Sor explained the decision and returned 300 lempiras (about $15). They were grateful and shared that their son was wondering how he would be able to work to pay for uniform, tennis shoes, and some other things – including the bus fare each week.

Talking to the teacher in one community he told me that some other parents had also borrowed money to pay for the school fees. I asked him about the interest rate. Up to 18% - per  month!

And so the funds will help about 88 students this year.

The process has been difficult and time-consuming, but I’m hoping to work with the teachers, the priest, and a few others to have a better process next year.

Saturday, February 02, 2013

Education efforts

School starts next week.

Education in Honduras is a mess.

Some teachers work months, without being paid. I recently heard of a new teacher who worked for two years and never got paid. He went to the US to try to earn some money.

Then there are some teachers who hardly work, arriving on Tuesday and leaving Thursday. But they get their salaries.

I have also read of teachers with two or three teaching positions which they get paid for - although they don't teach in any of the schools where they have their plazas - tenured positions.

I know that some years the teachers have gone on strike and the students suffer. Sometimes the strikes are because the teachers haven't been paid; sometimes because they are opposed to new education policy proposals; sometimes because they are against other policies of the government.

But then there are the good teachers - who spend their own money for supplies, who stay overtime and work with the kids who need help, who really encourage their students to learn.

But then there are the schools.

In Honduras education is mandatory up to the sixth grade, but I often run across young people who haven't gone past second or third grade.
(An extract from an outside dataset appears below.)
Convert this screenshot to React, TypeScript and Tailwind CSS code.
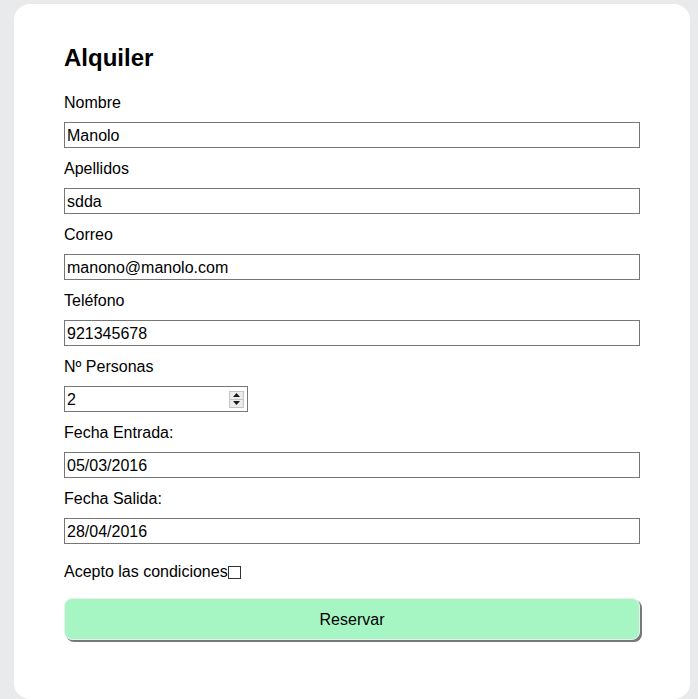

Also, for a number of reasons only about one-third of those who could go past sixth grade.


The price is one reason. Today I spoke with a pastoral worker who is sending a child to high school in Santa Rosa. It's a public school, but he's already spent about $250 for uniform, supplies, etc., and even though the child will live with relatives he will pay about $30 for housing and food each month. $550 for a year of high school is not cheap here.

Another reason is availability of schools.

About forty thousand people live in the four municipalities in the Dulce Nombre parish where I help. But there are only four public middle schools and one public high school. One of the middle schools does not have a paid teacher assigned, but the mayor has set aside public money for the salary.

And so what do the young people do?

Some go to school, walking or riding a bus to get there.

A few, if their families have some money or can scrape together some money, might go to a school in Santa Rosa or another town. These might be weekday or weekend classes. This means that there are extra expenses - travel, lodging, meals. This is not something many can afford.

Many don't go to school but join the family work force.

For a number of years in the parish of Dulce Nombre, some students have attended the weekend classes of  Maestro en Casa, a study-with-radio program. The students have work books; they listen to an hour long class each night on the radio; and they get together for about four hours each weekend to review the material and to get help for the more difficult subjects.

It doesn't sound like much, but it does offer an opportunity to young people; in fact, I know of a few professionals, some of whom now have university degrees, who studied with the program.

In the past few years the program has grown in the parish, much due to the initiative of Padre Efraín Romero, the former pastor.

In 2008 there were two programs, now there are six, and the mayor of Concepción, Copán, is trying to open two more this year.

The largest is in Dulce Nombre, run by the sisters who live there - the Oblates of Divine Love. It has had more than 300 student some years, though the number is down now that there are other sites. In the past some students walked, rode bikes, or sought other transportation to travel up to an hour or more from their homes just to get to Dulce Nombre.

But still, even though registration and fees are fairly low, there are students who have difficulty getting the money together. And then there are the travel expenses each week.

But there are students and parents who take major efforts to see that their children get a middle school or high school education. I heard of a parent who borrowed $20 to pay for part of the fees for her son. An older student has been working in the coffee harvest to have money to sign up.

In light of this, Padre Efraín suggested to St. Thomas Aquinas Church and Catholic Student Center in Ames, Iowa, that they provide some partial scholarships. A funding raising event last year enables us to offer scholarships. We will probably enable more than sixty students to begin to study or continue their education.

Since Padre Efraín was not around the parish much in January before his transfer and because Sor Pedrina, who had runt he program in Dulce Nombre, was transferred to Nicaragua, the details fell on me.

It's been a learning process, with a lot of ups and downs.

One center thought that all new students would get a scholarship. I ended up spending three hours last Tuesday trudging up and down hills in El Zapote visiting the families. It was a humbling experience, especially when I entered the first house. The floor was dirt; one daughter was white-washing the stove. The mother, pregnant with the fifth child was there with her husband and other children. The one daughter will be entering seventh grade and a fifteen year old son will be taking part in the third year of a primary school program that enables the student to finish six grades in three years. This family will obviously get a scholarship.

We did tell one family, though, that they weren't eligible. They have a truck, a satellite dish, and about five manzanas of  coffee.

Today, Saturday, I put over 50 miles on my truck visiting the sites of the program in Dulce Nombre, Prado de la Cruz, and El Zapote de Santa Rosa to make sure that worthy students would be able to attend classes.

Some of the scholarship recipients in El Zapote with their teacher, Melvin.

Sunday I'll head out to another site as well as meet with some of the students in Dulce Nombre. I'll report more on this tomorrow or Monday morning.